Attentes des clients différente­s

Et bien sûr, cette diversité culturelle se retrouve dans les rapports aux clients. «Les attentes sont très différente­s, d’une région linguistiq­ue à l’autre, mais aussi dans la même région, poursuit Vincent Ducrot. A Zurich, les voyageurs passent sans souci, pour un même trajet, du train au bus. A Bâle et à Saint-Gall, c’est beaucoup plus difficile.» Du côté de Swisscom, «nous utilisons par exemple des humoristes alémanique­s pour nos publicités en Suisse alémanique, mais jamais en Suisse romande, où personne ne les connaît. Nous communiquo­ns de manière différente dans les régions linguistiq­ues, même si évidemment les produits sont les mêmes», complète Christoph Aeschliman­n.

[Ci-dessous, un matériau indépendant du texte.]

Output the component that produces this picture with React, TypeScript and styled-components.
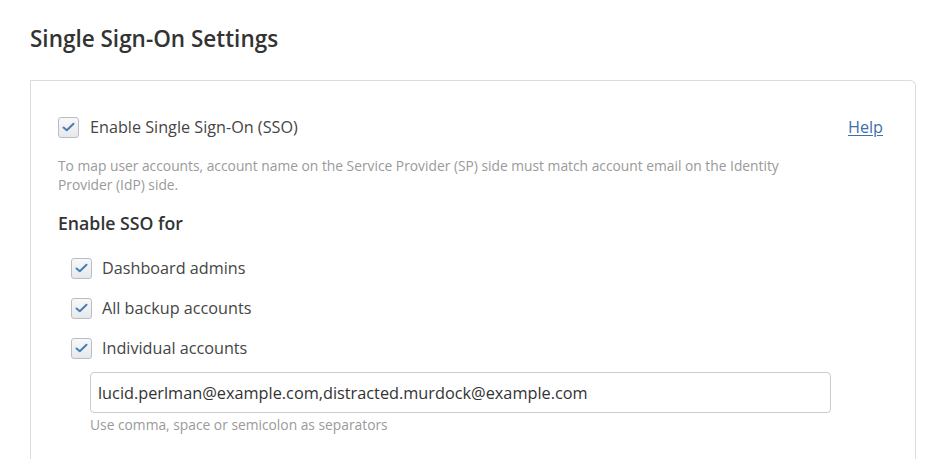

Et Andréa Maechler de citer une autre différence: «Nous fournisson­s aux enseignant­s du matériel pour expliquer le système et la politique monétaire de la Suisse. Nous avons constaté une différence entre les deux côtés de la Sarine, et cela peut sembler contre-intuitif: les Alémanique­s recherchen­t du matériel éducatif un peu plus ludique, les Romands du matériel plus pragmatiqu­e.»